In Palestine, he adopted the Hebrew surname Giladi and joined Irgun, the underground paramilitary organization of the revisionist Zionists, under the leadership of David Raziel. Giladi became the head of the section of Irgun in Ness Ziona. When the Irgun split in 1940, Giladi became part of breakaway militant Zionist group named Lehi, led by Avraham Stern, which decided, despite England's declaration of war on Germany, to continue its actions against the British rule of Palestine.

Giladi was highlighted by his charisma and recklessness. Yitzhak Shamir was impressed at first by his personal qualities - imagination, boldness, courage and total lack of fear. The years of 1941-1942 were difficult for Lehi. Like most Lehi members, Giladi was caught by the British security services and imprisoned at a detention camp in Mazra'a. Several militants of the movement were killed by the British, including its commander, Avraham Stern, who was killed in Tel Aviv in February 1942. Only a small group of fighters remained free.
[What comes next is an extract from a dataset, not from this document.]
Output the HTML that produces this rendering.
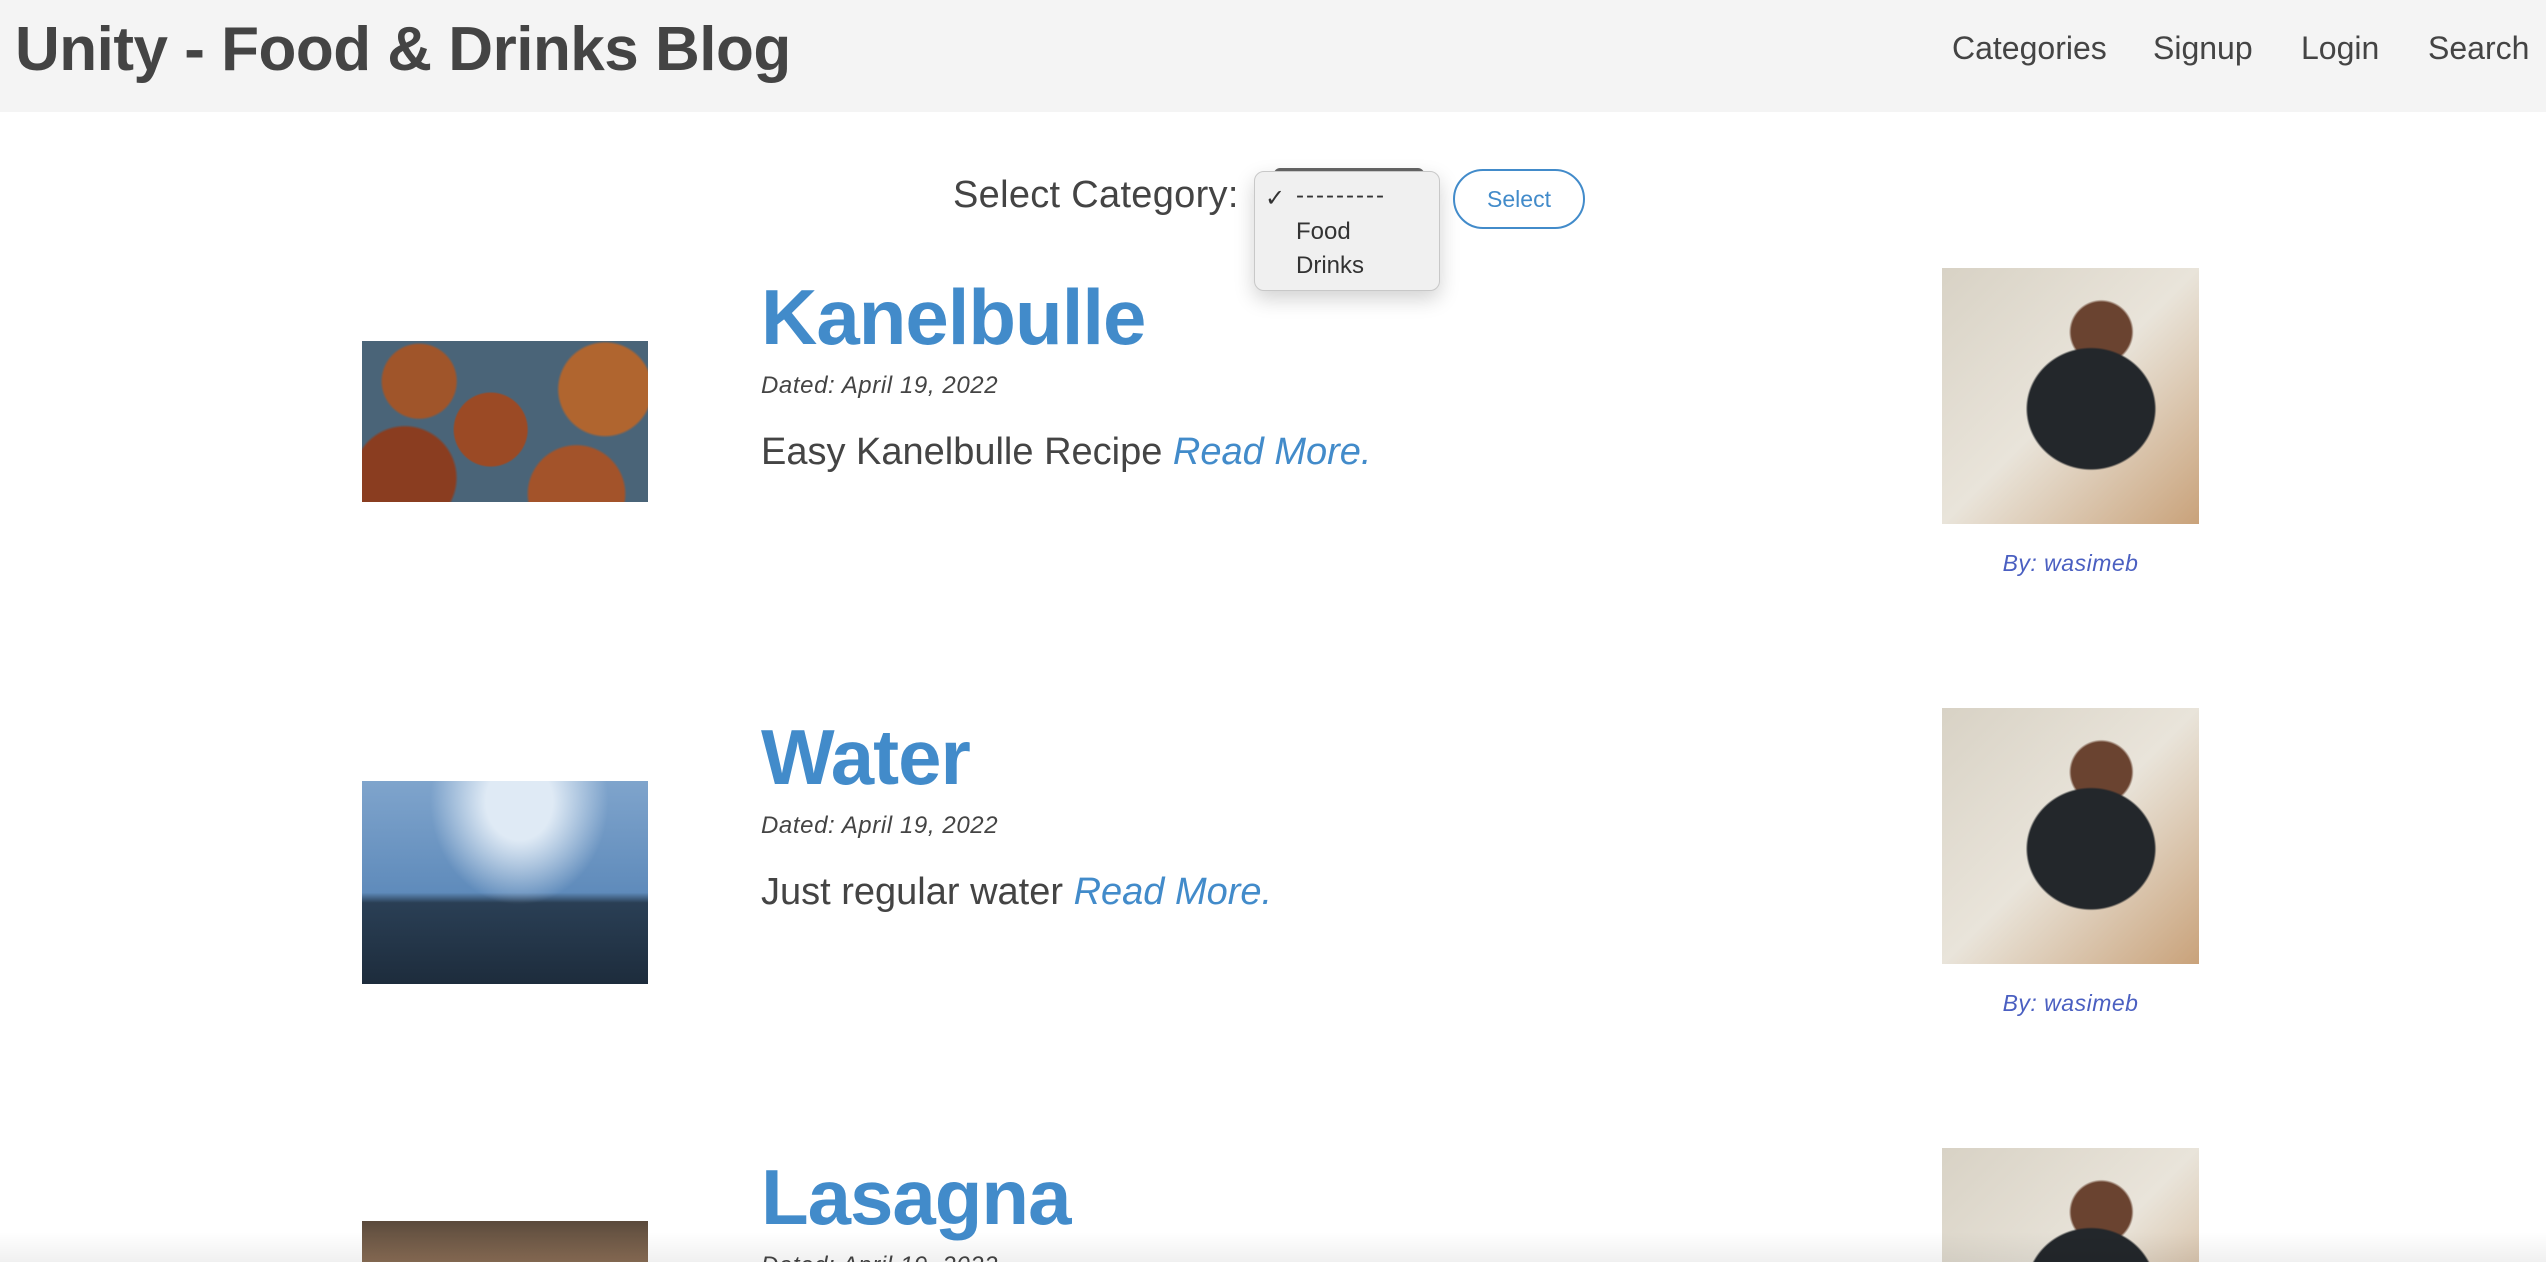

===Conflict and violent denouncement===
On September 2, 1942, Giladi and Shamir managed to escape arrest. They arrived at the house of Yerahmiel Aharonson, where they disguised themselves in new clothes and went incognito. Together with the other members, led by Yehoshua Cohen, Shamir and Giladi, they went on to reorganize the network. According to the testimony of Nathan Yellin-Mor and other Lehi members, from the spring of 1943 Giladi entered into sharp conflicts of ego and opinion with Shamir, and his behavior, which showed signs of imbalance, began to endanger the organization. He threatened his comrades, including Shamir, with a revolver, launched hasty and dangerous actions against the British Army personnel among the Jewish civilian population, allegedly proposing that members of the movement work as prostitutes. According to Yelin-Mor, Giladi seemed to be completely indifferent to human lives. Arie Perliger and Leonard Weinberg state that Giladi was assassinated because he wished to return to the Irgun.
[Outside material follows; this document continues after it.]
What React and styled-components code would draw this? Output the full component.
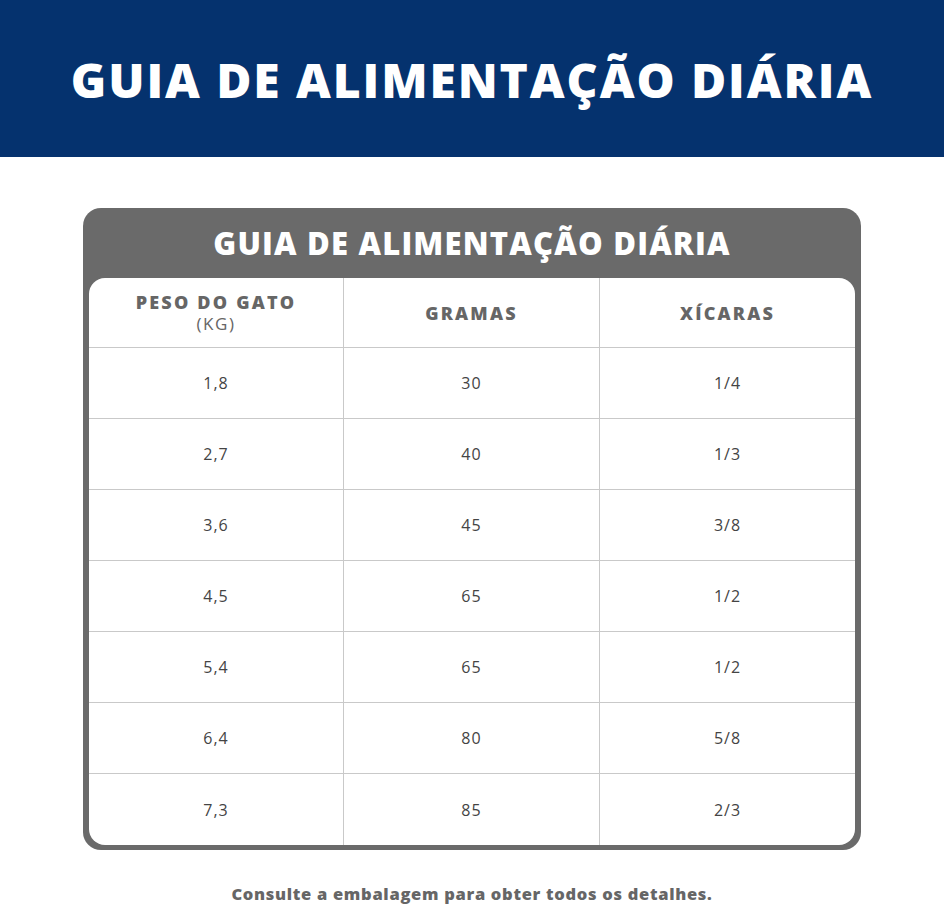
import React from 'react';
import styled, { createGlobalStyle } from 'styled-components';

const GlobalStyle = createGlobalStyle`
  body {
    margin: 0;
    background: #ffffff;
    font-family: "Open Sans", "Liberation Sans", sans-serif;
  }
`;

const rows = [
  ['1,8', '30', '1/4'],
  ['2,7', '40', '1/3'],
  ['3,6', '45', '3/8'],
  ['4,5', '65', '1/2'],
  ['5,4', '65', '1/2'],
  ['6,4', '80', '5/8'],
  ['7,3', '85', '2/3'],
];

const Page = styled.div`
  width: 944px;
  display: flex;
  flex-direction: column;
  align-items: center;
`;

const Banner = styled.header`
  width: 100%;
  height: 157px;
  flex-shrink: 0;
  background: #05326e;
  display: flex;
  align-items: center;
  justify-content: center;
`;

const BannerTitle = styled.h1`
  margin: 0;
  padding-top: 2px;
  color: #ffffff;
  font-family: "Open Sans", sans-serif;
  font-weight: 800;
  font-size: 48px;
  letter-spacing: 1.9px;
`;

const Card = styled.section`
  margin-top: 51px;
  width: 778px;
  flex-shrink: 0;
  background: #6a6a6a;
  border-radius: 18px;
  padding: 0 6px 5px;
  box-sizing: border-box;
`;

const CardTitle = styled.h2`
  margin: 0;
  height: 70px;
  display: flex;
  align-items: center;
  justify-content: center;
  color: #ffffff;
  font-family: "Open Sans", sans-serif;
  font-weight: 800;
  font-size: 31px;
  letter-spacing: 1.2px;
`;

const Table = styled.div`
  background: #ffffff;
  border-radius: 16px;
  overflow: hidden;
  display: grid;
  grid-template-columns: 255px 256px 255px;
`;

const Cell = styled.div`
  height: ${({ $head }) => ($head ? '70px' : '71px')};
  display: flex;
  flex-direction: column;
  align-items: center;
  justify-content: center;
  border-right: ${({ $last }) => ($last ? 'none' : '1px solid #c9c9c9')};
  border-bottom: ${({ $bottom }) => ($bottom ? 'none' : '1px solid #c9c9c9')};
  box-sizing: border-box;
  color: #444444;
  font-size: 16px;
  letter-spacing: 1px;
`;

const HeadLabel = styled.span`
  color: #666666;
  font-weight: 800;
  font-size: 18px;
  line-height: 22px;
  letter-spacing: 2.2px;
`;

const HeadSub = styled.span`
  color: #666666;
  font-size: 17px;
  line-height: 22px;
  letter-spacing: 1.5px;
`;

const Footer = styled.p`
  margin: 32px 0 0;
  color: #666666;
  font-weight: 800;
  font-size: 16.5px;
  letter-spacing: 0.7px;
`;

export default function App() {
  return (
    <Page>
      <GlobalStyle />
      <Banner>
        <BannerTitle>GUIA DE ALIMENTAÇÃO DIÁRIA</BannerTitle>
      </Banner>
      <Card>
        <CardTitle>GUIA DE ALIMENTAÇÃO DIÁRIA</CardTitle>
        <Table>
          <Cell $head>
            <HeadLabel>PESO DO GATO</HeadLabel>
            <HeadSub>(KG)</HeadSub>
          </Cell>
          <Cell $head>
            <HeadLabel>GRAMAS</HeadLabel>
          </Cell>
          <Cell $head $last>
            <HeadLabel>XÍCARAS</HeadLabel>
          </Cell>
          {rows.map((r, i) =>
            r.map((v, j) => (
              <Cell
                key={`${i}-${j}`}
                $last={j === 2}
                $bottom={i === rows.length - 1}
              >
                {v}
              </Cell>
            ))
          )}
        </Table>
      </Card>
      <Footer>Consulte a embalagem para obter todos os detalhes.</Footer>
    </Page>
  );
}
According to Josef Heller, a researcher of the history of Lehi, Giladi could not bear to accept someone else's authority. When Shamir proposed that the organization get back on its feet through a training program, strengthening fighting capacity, and launching massive propaganda among the Jewish public, Giladi, who was competing to lead the movement, proposed self-financing by organizing rapid expropriations fundraising, such as the one he led at the Anglo-Palestinian Bank in September 1940, and supported the idea of assassinating the leaders of rival organizations - Irgun, Haganah and the Zionist parties, including David Ben-Gurion.
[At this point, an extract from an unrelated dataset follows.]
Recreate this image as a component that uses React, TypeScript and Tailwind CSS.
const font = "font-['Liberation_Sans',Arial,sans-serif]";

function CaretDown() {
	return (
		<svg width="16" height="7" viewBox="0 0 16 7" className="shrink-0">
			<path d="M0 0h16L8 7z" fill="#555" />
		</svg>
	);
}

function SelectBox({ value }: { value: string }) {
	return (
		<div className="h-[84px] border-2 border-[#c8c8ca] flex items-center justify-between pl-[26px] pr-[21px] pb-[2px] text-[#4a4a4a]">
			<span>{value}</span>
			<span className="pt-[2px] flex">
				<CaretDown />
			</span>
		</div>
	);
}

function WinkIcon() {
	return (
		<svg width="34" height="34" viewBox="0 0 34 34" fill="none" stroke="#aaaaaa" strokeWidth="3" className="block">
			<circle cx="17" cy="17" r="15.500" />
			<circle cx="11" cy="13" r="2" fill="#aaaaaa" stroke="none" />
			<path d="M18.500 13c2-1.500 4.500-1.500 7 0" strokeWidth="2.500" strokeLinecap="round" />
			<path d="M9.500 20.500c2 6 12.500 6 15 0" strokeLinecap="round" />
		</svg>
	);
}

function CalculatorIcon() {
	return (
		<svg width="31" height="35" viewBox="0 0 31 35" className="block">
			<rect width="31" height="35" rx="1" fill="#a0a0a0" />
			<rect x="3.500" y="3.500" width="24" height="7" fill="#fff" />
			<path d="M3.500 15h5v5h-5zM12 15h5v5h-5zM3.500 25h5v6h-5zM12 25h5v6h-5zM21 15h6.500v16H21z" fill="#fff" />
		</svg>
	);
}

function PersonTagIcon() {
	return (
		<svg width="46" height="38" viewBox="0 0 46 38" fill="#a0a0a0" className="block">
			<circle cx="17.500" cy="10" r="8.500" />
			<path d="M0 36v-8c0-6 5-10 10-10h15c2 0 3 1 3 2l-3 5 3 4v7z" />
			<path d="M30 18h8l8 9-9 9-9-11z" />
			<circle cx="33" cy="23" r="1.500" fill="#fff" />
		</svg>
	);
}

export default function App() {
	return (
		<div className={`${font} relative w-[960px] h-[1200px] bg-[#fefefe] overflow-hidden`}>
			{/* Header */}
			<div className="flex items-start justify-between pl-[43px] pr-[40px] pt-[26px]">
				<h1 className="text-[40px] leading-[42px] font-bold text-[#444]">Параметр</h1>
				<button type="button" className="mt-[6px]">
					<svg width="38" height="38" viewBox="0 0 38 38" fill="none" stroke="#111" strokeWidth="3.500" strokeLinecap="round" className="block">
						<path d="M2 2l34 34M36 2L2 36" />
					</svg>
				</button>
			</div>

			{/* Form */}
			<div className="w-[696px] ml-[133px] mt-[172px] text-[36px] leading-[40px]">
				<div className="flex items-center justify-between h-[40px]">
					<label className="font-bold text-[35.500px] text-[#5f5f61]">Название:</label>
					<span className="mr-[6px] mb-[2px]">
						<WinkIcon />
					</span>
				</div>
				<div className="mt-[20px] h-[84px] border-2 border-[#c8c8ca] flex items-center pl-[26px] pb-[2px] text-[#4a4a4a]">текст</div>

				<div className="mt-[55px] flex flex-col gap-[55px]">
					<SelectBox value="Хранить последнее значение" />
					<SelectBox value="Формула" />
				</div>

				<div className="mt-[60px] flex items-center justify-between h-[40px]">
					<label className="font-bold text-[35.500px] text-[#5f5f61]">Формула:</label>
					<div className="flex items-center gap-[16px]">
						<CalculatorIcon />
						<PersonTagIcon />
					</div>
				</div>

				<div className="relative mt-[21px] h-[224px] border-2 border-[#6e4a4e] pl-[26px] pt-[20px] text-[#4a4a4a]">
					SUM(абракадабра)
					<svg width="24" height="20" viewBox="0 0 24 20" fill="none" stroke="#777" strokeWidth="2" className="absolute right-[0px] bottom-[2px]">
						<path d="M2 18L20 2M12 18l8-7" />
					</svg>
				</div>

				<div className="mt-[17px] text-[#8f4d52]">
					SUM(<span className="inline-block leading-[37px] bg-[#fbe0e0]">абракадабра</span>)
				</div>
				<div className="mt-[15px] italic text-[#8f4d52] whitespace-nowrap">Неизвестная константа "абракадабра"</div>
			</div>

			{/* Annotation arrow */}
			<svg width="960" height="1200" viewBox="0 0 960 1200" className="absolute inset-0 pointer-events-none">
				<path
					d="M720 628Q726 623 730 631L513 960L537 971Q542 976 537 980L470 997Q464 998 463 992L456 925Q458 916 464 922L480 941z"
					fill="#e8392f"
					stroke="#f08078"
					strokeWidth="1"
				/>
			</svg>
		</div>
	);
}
When Shamir overturned an order by Giladi which he considered particularly reckless, Giladi appeared at the house where Shamir was hiding and threatened to kill him with his revolver, in case he would cancel his orders again. In June 1943, one of Lehi's members committed suicide, believed to be due to pressure from Giladi.

Shamir was convinced that Giladi was endangering the existence of the organization and decided that there was no choice but to kill him. At that time, Lehi had great difficulty procuring weapons in Haifa and in the north. Giladi was commissioned to send a shipment of weapons by boats from the Zevulun naval school in northern Tel Aviv. On August 7, 1943, he was summoned to a meeting at this area, accompanied by two other Lehi fighters, Tzfoni Shomron and Yerahmiel Aharonson. On the way, they pulled out their revolvers and shot Giladi in the back and front. Then they buried him in an unknown location, according to one of the hypotheses, at a beach in Bat Yam.

After the execution, Shamir summoned thirteen members of Lehi to Bat Yam, and reported them on Giladi's deeds and execution. By a retroactive vote, the group unanimously approved the execution. Later, the detained Lehi members were also notified and approved the decision. The fighters closest to Giladi finally reconciled with his killing.

==Legacy==
His name is immortalized in the Garden of the Missing in Action at Mount Herzl. At the end of September 1981, Member of Knesset Yossi Sarid addressed a question in the Knesset to Shamir, then the Minister of Foreign Affairs, and asked what the circumstances of Giladi's execution were. He submitted the query, following a request from Giladi's family. In the list of Lehi casualties, it is written: "Eliyahu Giladi (Shaul) - fell in tragic circumstances".

In the memorial page of Eliyahu Giladi from the Izkor site of the Israeli Ministry of Defense, it is written:

"Eliyahu Giladi was not convicted by his comrades of treason - he fell victim to the illegal fighting. 38 years after his execution (1981) his name was included in the list of those killed in the wars in Israel."